DIRECTION
For each line that holds "size", copy the line out.

EXTRACTED DATA
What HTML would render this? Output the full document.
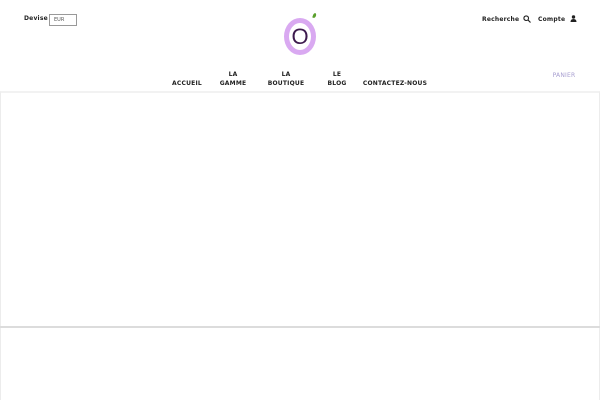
--
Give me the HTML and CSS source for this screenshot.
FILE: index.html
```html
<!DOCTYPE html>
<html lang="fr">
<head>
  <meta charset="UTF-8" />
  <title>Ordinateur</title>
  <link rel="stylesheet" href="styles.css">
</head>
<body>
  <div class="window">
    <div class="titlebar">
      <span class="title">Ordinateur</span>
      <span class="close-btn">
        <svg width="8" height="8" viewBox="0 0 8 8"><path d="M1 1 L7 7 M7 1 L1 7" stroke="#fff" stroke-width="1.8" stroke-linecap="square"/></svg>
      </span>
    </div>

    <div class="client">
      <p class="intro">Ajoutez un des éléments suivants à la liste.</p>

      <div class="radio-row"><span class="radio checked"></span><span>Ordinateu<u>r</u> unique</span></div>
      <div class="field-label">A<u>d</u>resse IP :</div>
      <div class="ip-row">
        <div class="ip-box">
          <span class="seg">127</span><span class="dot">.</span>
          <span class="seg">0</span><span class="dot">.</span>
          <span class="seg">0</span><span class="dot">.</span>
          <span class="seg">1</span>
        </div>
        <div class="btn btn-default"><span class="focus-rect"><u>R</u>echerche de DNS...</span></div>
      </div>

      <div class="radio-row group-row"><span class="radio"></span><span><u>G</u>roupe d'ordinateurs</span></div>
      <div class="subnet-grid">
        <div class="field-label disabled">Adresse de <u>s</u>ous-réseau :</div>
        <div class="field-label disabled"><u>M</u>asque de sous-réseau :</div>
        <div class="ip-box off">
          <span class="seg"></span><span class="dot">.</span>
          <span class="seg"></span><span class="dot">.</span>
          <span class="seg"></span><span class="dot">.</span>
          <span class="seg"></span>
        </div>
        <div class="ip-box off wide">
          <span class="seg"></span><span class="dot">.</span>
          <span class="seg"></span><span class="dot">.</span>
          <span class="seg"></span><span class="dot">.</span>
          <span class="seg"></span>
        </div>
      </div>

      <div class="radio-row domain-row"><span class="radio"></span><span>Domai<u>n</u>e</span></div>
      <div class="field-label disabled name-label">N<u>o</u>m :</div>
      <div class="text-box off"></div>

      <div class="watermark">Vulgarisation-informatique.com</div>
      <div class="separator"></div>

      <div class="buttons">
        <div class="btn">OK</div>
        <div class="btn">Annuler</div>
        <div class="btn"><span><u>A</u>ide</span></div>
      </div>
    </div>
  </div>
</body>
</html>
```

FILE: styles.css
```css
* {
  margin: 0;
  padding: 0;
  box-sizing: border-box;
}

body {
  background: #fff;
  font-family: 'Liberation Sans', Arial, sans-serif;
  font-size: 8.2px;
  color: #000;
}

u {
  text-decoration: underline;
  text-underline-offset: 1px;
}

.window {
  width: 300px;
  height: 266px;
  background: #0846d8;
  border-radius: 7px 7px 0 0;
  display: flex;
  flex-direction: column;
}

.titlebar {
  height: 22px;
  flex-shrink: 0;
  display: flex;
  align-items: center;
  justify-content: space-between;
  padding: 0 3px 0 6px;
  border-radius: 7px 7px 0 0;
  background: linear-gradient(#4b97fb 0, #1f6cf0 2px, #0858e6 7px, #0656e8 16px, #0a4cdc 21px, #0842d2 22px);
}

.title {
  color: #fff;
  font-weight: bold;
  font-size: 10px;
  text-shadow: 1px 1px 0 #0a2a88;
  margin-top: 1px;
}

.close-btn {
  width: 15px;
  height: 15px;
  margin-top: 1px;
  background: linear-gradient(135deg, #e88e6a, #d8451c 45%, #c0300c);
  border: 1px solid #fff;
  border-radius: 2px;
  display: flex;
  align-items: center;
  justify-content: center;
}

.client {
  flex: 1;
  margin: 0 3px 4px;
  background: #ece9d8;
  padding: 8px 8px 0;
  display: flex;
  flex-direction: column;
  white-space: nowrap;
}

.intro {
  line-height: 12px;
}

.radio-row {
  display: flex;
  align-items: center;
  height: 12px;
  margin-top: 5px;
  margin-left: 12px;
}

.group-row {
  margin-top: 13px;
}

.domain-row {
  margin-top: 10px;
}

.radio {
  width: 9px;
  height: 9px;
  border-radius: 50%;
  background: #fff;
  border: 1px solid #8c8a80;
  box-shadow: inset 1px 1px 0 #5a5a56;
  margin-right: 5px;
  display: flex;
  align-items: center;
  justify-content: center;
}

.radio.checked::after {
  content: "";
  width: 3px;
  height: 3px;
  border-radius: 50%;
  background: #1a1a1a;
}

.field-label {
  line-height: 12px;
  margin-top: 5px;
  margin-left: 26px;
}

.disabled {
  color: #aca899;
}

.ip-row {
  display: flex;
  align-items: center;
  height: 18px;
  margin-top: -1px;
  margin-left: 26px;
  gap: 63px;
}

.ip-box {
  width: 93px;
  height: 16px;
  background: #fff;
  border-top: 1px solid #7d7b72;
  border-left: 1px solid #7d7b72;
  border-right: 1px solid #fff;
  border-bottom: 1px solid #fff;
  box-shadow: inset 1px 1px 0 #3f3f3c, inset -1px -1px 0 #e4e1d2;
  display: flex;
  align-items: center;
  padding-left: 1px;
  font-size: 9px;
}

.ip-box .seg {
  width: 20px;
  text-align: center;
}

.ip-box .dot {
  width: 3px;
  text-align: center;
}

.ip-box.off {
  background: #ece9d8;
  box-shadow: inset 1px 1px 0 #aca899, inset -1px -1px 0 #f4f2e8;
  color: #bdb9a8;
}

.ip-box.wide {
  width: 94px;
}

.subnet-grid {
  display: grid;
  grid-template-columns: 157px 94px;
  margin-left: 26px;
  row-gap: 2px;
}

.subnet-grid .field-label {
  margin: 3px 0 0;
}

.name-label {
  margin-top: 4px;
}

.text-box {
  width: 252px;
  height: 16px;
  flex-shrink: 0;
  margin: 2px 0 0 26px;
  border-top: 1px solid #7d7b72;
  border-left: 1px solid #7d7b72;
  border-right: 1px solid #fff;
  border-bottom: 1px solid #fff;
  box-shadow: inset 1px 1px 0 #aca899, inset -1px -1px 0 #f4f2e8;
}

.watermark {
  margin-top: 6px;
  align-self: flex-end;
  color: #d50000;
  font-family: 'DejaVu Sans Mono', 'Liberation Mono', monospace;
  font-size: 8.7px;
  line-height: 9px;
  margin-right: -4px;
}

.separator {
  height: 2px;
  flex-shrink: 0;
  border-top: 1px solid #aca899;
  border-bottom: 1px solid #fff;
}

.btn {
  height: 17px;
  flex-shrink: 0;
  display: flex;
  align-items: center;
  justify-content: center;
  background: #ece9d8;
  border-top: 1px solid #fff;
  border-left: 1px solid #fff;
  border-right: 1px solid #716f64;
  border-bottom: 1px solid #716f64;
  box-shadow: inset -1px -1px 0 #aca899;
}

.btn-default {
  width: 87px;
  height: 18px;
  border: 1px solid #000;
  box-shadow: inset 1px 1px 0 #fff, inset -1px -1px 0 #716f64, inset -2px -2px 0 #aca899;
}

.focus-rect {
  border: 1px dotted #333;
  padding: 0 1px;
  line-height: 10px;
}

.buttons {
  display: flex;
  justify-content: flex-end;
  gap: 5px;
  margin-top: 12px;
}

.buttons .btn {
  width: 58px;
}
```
---
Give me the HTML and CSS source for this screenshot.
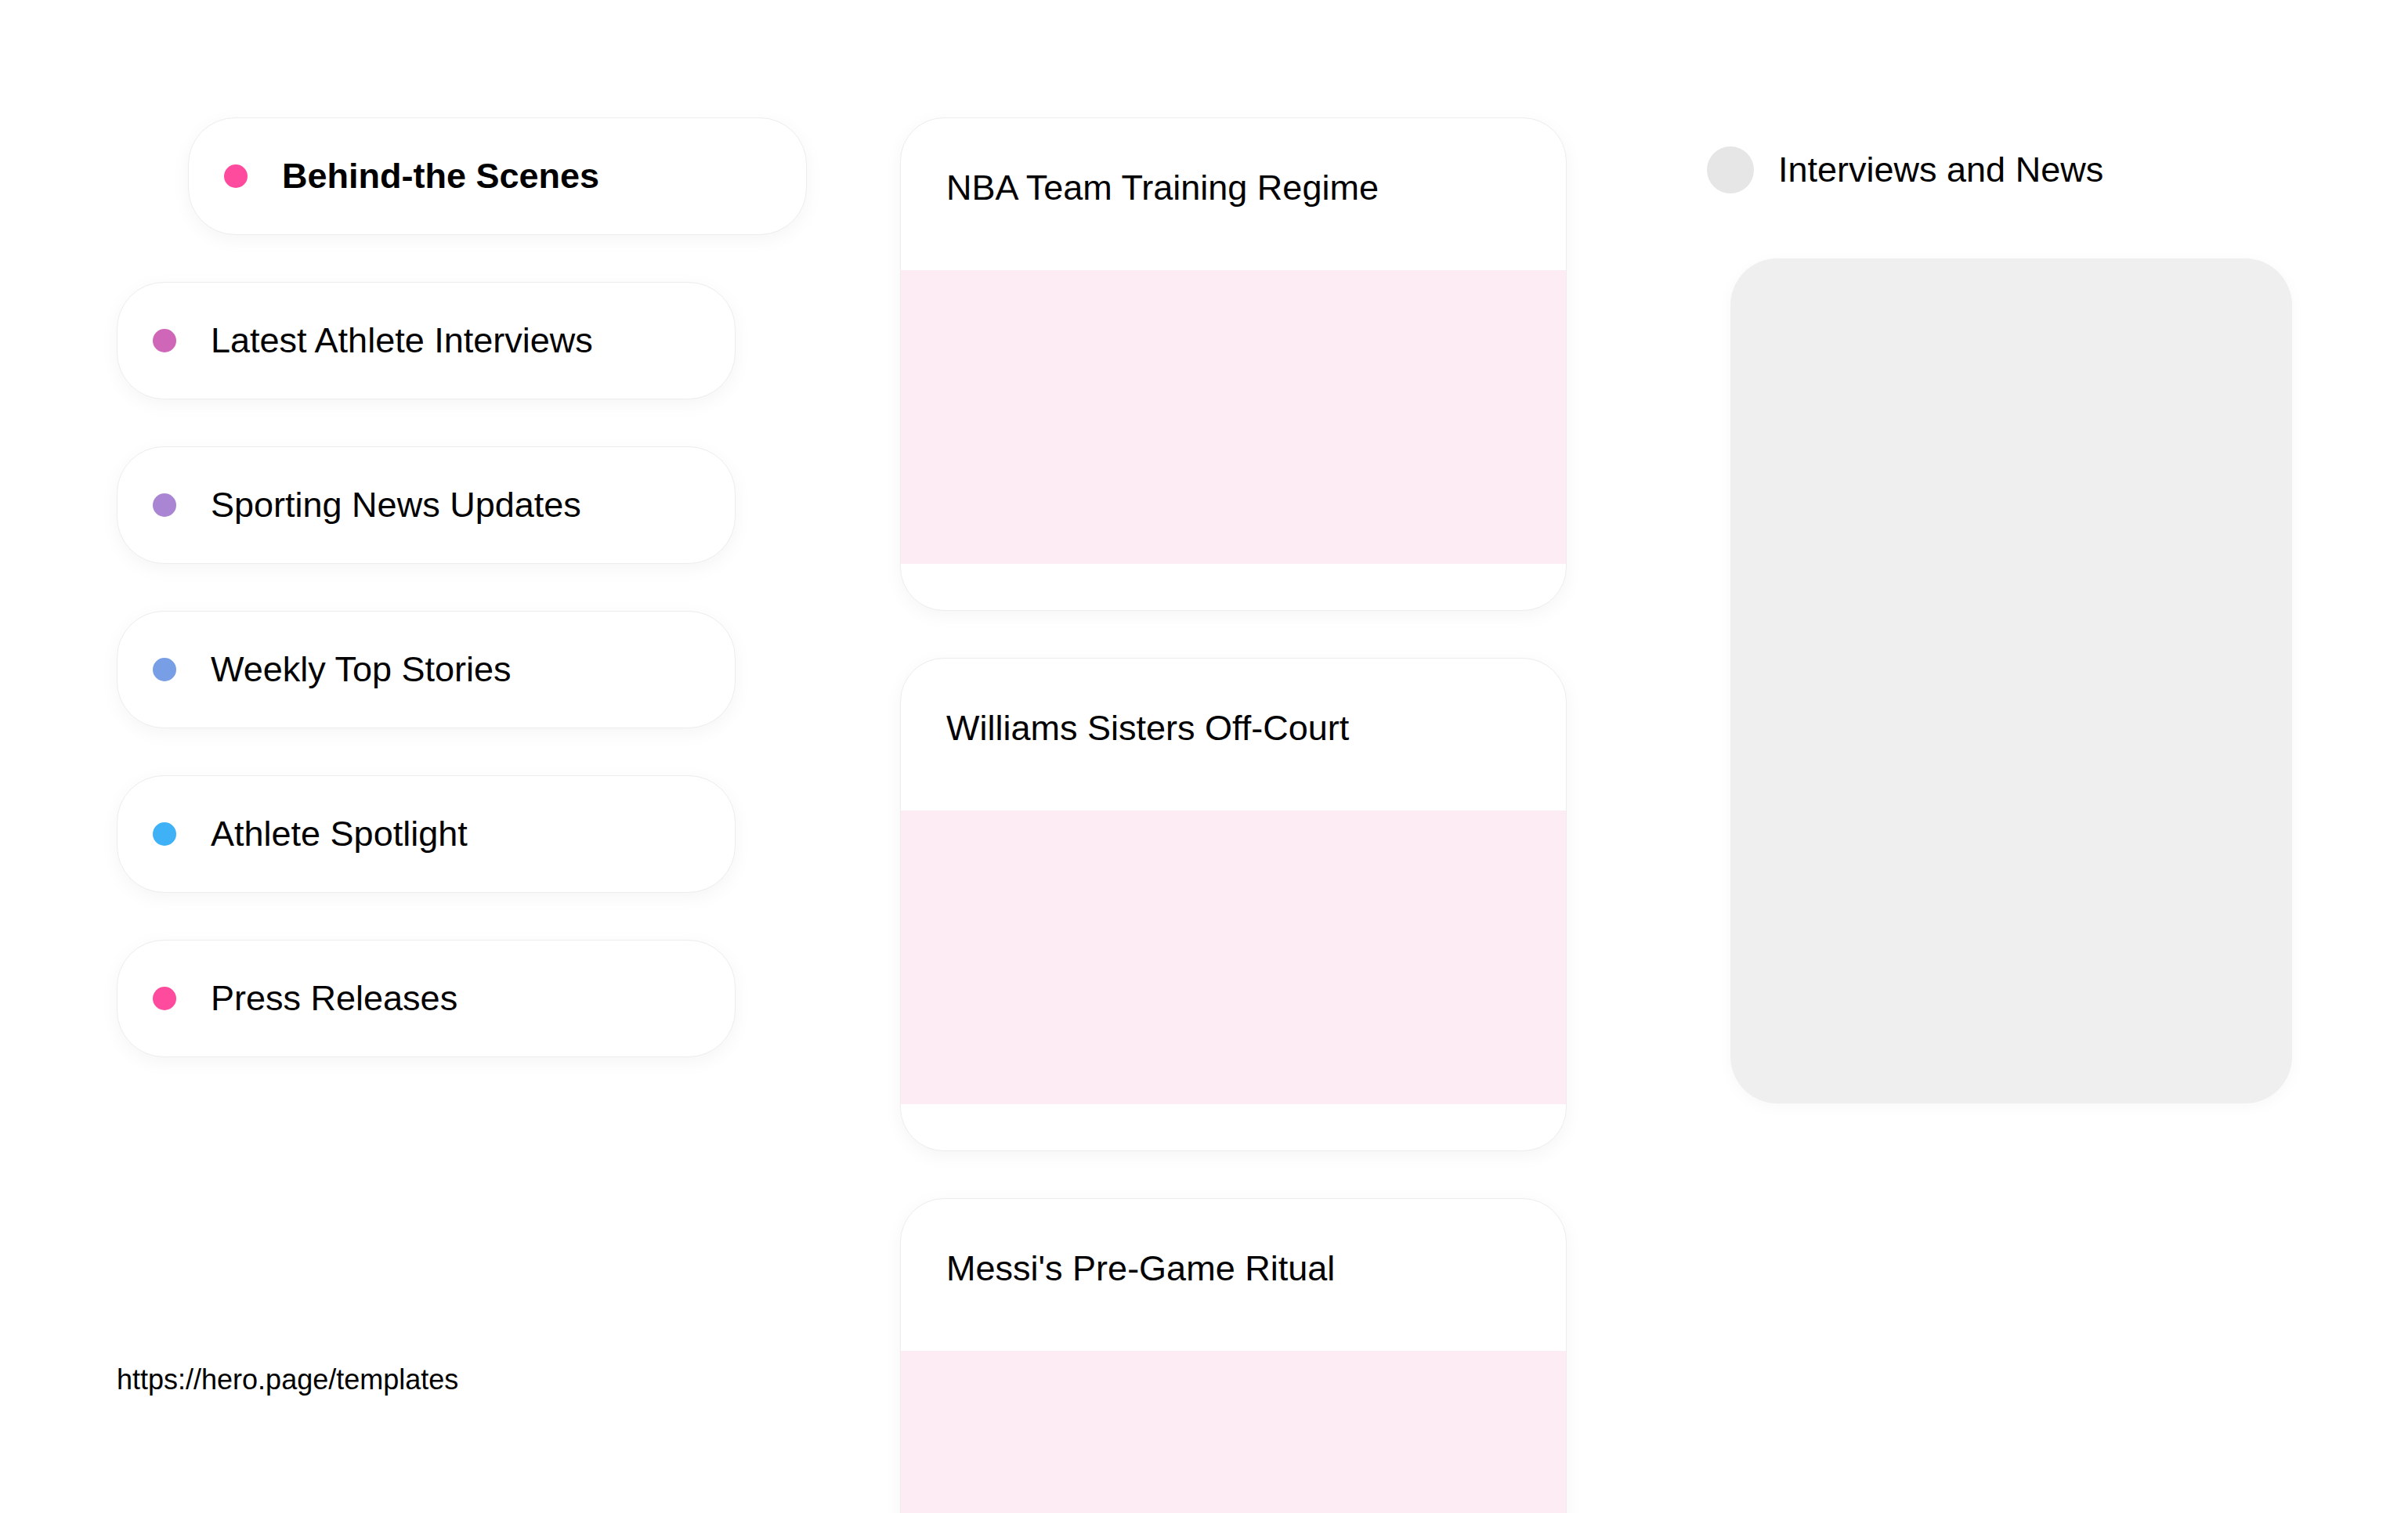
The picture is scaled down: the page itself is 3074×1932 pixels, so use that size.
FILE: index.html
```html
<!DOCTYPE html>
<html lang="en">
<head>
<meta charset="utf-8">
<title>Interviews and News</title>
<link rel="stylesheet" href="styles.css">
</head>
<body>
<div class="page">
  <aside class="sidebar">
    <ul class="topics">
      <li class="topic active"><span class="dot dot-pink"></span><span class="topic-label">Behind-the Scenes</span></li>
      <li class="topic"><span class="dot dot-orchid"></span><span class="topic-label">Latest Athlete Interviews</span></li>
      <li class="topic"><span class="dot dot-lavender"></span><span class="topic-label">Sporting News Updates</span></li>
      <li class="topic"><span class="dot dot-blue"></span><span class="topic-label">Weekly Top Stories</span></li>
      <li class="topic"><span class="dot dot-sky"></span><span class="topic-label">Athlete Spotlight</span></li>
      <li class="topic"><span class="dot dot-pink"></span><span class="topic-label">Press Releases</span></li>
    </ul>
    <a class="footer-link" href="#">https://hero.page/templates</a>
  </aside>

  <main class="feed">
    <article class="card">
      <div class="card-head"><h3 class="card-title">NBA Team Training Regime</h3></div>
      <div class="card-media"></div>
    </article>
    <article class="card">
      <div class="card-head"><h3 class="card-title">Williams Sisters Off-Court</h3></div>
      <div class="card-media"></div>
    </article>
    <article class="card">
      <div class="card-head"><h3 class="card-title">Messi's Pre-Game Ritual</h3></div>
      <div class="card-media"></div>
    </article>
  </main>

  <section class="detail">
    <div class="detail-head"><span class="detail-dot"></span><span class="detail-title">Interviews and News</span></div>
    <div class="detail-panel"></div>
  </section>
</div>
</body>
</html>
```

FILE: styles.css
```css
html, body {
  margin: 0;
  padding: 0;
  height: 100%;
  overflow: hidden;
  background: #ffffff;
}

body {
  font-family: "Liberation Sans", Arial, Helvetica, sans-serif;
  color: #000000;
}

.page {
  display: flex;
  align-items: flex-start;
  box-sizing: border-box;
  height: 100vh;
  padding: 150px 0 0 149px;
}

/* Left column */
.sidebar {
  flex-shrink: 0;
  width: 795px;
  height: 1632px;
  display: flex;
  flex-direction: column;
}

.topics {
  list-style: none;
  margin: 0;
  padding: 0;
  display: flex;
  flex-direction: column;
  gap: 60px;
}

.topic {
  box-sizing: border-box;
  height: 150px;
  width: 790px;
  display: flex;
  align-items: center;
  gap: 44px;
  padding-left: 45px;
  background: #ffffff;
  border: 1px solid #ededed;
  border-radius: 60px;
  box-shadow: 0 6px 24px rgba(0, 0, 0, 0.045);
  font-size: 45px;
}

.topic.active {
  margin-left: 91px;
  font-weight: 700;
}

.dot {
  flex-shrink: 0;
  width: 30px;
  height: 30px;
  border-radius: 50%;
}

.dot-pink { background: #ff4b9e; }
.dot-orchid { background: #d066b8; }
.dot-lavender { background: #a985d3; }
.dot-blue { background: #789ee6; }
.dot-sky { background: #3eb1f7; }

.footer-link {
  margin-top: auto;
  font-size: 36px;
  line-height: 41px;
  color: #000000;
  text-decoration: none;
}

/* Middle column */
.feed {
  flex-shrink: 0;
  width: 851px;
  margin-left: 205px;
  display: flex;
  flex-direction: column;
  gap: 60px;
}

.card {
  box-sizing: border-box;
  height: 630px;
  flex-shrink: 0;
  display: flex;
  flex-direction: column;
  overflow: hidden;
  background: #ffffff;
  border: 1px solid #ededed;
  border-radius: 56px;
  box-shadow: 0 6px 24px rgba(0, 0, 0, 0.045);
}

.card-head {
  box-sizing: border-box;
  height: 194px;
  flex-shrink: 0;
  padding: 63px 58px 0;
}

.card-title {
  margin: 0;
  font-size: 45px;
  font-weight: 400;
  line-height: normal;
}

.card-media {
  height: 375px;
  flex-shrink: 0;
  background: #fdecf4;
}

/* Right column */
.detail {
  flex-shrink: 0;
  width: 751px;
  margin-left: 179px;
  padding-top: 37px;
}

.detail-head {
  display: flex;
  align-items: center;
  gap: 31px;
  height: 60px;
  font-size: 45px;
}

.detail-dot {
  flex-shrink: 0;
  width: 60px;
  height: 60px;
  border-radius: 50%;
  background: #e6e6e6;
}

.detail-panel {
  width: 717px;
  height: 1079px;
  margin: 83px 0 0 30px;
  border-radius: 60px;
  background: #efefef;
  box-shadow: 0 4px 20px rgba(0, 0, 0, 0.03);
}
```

RESULT FOR THIS TASK
  font-size: 8.2px;
  font-size: 10px;
  font-size: 9px;
  font-size: 8.7px;
The picture is scaled down: the page itself is 3074×1932 pixels, so use that size.
  font-size: 45px;
  font-size: 36px;
  font-size: 45px;
  font-size: 45px;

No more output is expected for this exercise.